Nick Manasseh and Mr Scruff at the Control

Listeners did not seem to hold these few lapses against him, as they would call Kiss every Saturday night to ask for shout-outs or just to have a chat. Nick kept involuntary souvenirs of these requests, as he had to write them down on the only pieces of papers at hand in the spur of the moment–his record sleeves: “For such and such from Hackney, For so and so from Peckham,” he reads out. During that time, the following show – run by Joey Jay – was short lived but just as popular with fans of Shaka’s style. Shaka even ended up playing a few memorable sets as a guest of honor to an often-mesmerized Joey: somewhere lies a tape of the soundman trying to have everyone guess who the singer was on a specific pre-released he got his hands on, which turned out to be digikiller tune Sidney Mankind’s “These Three Girls.” Despite his reputation for being usually overly protective with his selection, Shaka as a Kiss FM guest was always a fair sport about the whole ordeal, playing some of the best cuts from his upcoming releases or his collection, all of which were interlaced with a soft voice filled with prophetic weight: “when the seventh trumpet will blow, it will be repatriation.”

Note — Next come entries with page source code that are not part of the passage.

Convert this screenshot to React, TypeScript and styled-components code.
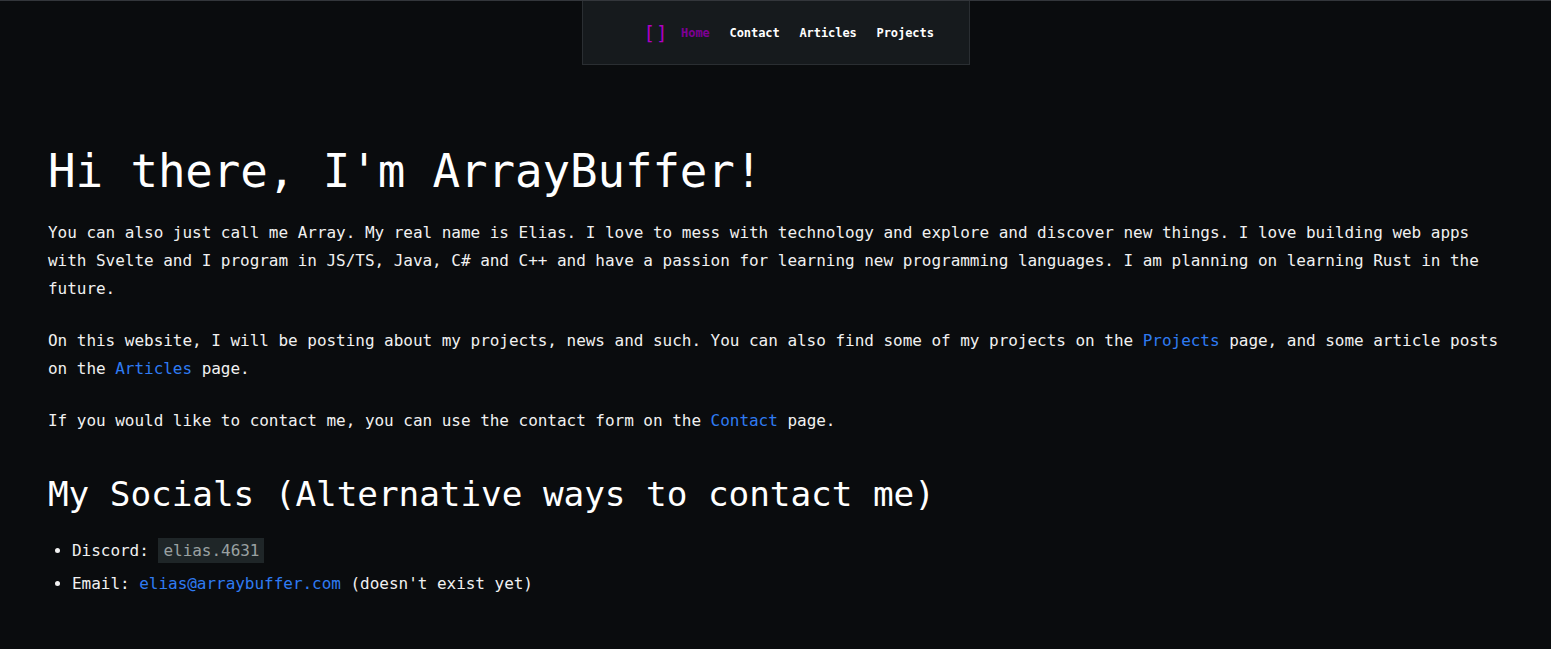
import { FunctionComponent } from "react";
import styled, { createGlobalStyle } from "styled-components";

const GlobalStyle = createGlobalStyle`
  html, body {
    margin: 0;
    padding: 0;
    background-color: #0a0c0e;
  }
  body {
    border-top: 1px solid #33363b;
    font-family: "DejaVu Sans Mono", "Liberation Mono", monospace;
    color: #f1f1f1;
  }
`;

const NavBar = styled.nav`
  width: 388px;
  height: 64px;
  margin: 0 auto;
  box-sizing: border-box;
  background-color: #161a1d;
  border: 1px solid #2a2e32;
  border-top: none;
  display: flex;
  align-items: center;
  padding-left: 61px;
  gap: 19.7px;
`;

const Logo = styled.span`
  color: #b000c4;
  font-size: 19px;
  font-weight: 300;
  letter-spacing: 1px;
  margin-right: -7px;
`;

const NavLink = styled.a<{ $active?: boolean }>`
  font-size: 12px;
  font-weight: 700;
  letter-spacing: -0.05px;
  color: ${(p) => (p.$active ? "#7e0095" : "#ffffff")};
  text-decoration: none;
`;

const Main = styled.main`
  padding: 0 48px;
  font-size: 16px;
  letter-spacing: -0.03px;
  line-height: 28px;
`;

const Title = styled.h1`
  font-size: 45.8px;
  font-weight: 400;
  letter-spacing: -0.1px;
  line-height: 56px;
  margin: 78px 0 20px;
  color: #ffffff;
`;

const Paragraph = styled.p`
  margin: 0 0 24px;
`;

const Link = styled.a`
  color: #2f7bf2;
  text-decoration: none;
`;

const SubTitle = styled.h2`
  font-size: 34.4px;
  font-weight: 400;
  letter-spacing: -0.08px;
  line-height: 42px;
  margin: 38px 0 19px;
  color: #ffffff;
`;

const SocialList = styled.ul`
  margin: 0;
  padding-left: 24px;
`;

const SocialItem = styled.li`
  line-height: 33px;
`;

const Code = styled.code`
  font-family: inherit;
  background-color: #1f2628;
  color: #9aa1a2;
  padding: 3px 5px;
`;

const App: FunctionComponent = () => {
  return (
    <>
      <GlobalStyle />
      <NavBar>
        <Logo>[]</Logo>
        <NavLink $active>Home</NavLink>
        <NavLink>Contact</NavLink>
        <NavLink>Articles</NavLink>
        <NavLink>Projects</NavLink>
      </NavBar>
      <Main>
        <Title>Hi there, I'm ArrayBuffer!</Title>
        <Paragraph>
          You can also just call me Array. My real name is Elias. I love to
          mess with technology and explore and discover new things. I love
          building web apps with Svelte and I program in JS/TS, Java, C# and
          C++ and have a passion for learning new programming languages. I am
          planning on learning Rust in the future.
        </Paragraph>
        <Paragraph>
          On this website, I will be posting about my projects, news and such.
          You can also find some of my projects on the <Link>Projects</Link>{" "}
          page, and some article posts on the <Link>Articles</Link> page.
        </Paragraph>
        <Paragraph>
          If you would like to contact me, you can use the contact form on the{" "}
          <Link>Contact</Link> page.
        </Paragraph>
        <SubTitle>My Socials (Alternative ways to contact me)</SubTitle>
        <SocialList>
          <SocialItem>
            Discord: <Code>elias.4631</Code>
          </SocialItem>
          <SocialItem>
            Email: <Link>elias@arraybuffer.com</Link> (doesn't exist yet)
          </SocialItem>
        </SocialList>
      </Main>
    </>
  );
};

export default App;
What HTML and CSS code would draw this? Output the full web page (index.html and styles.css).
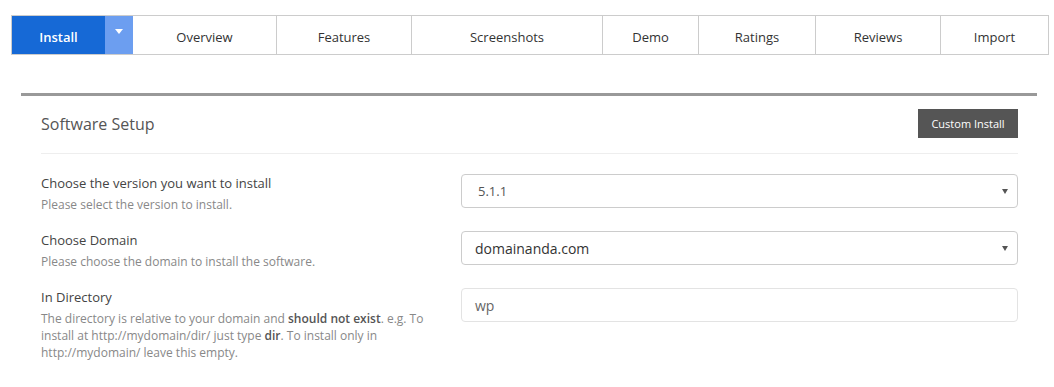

Those words did not fall on deaf ears. Joey Jay ended up moving to Ghana to start several charities supporting repatriates and people hardly heard from him again, even his brother Norman, now an internationally known DJ, who rarely managed to speak to him [Joey returned to London in 2017 and opened a record booth in town]. Nick ended up throwing in the towel around 1996, having decided to focus solely on music production, aside from occasionally sitting in on a radio show when he feels like it. And Gordon Mac, the pirate captain? He has remained dedicated since his departure from Kiss in 1998; his latest project is Mi-Soul Radio, ‘devoted to soulful music lovers worldwide.’ This time without a sword at his hip or a skull flag at his mast.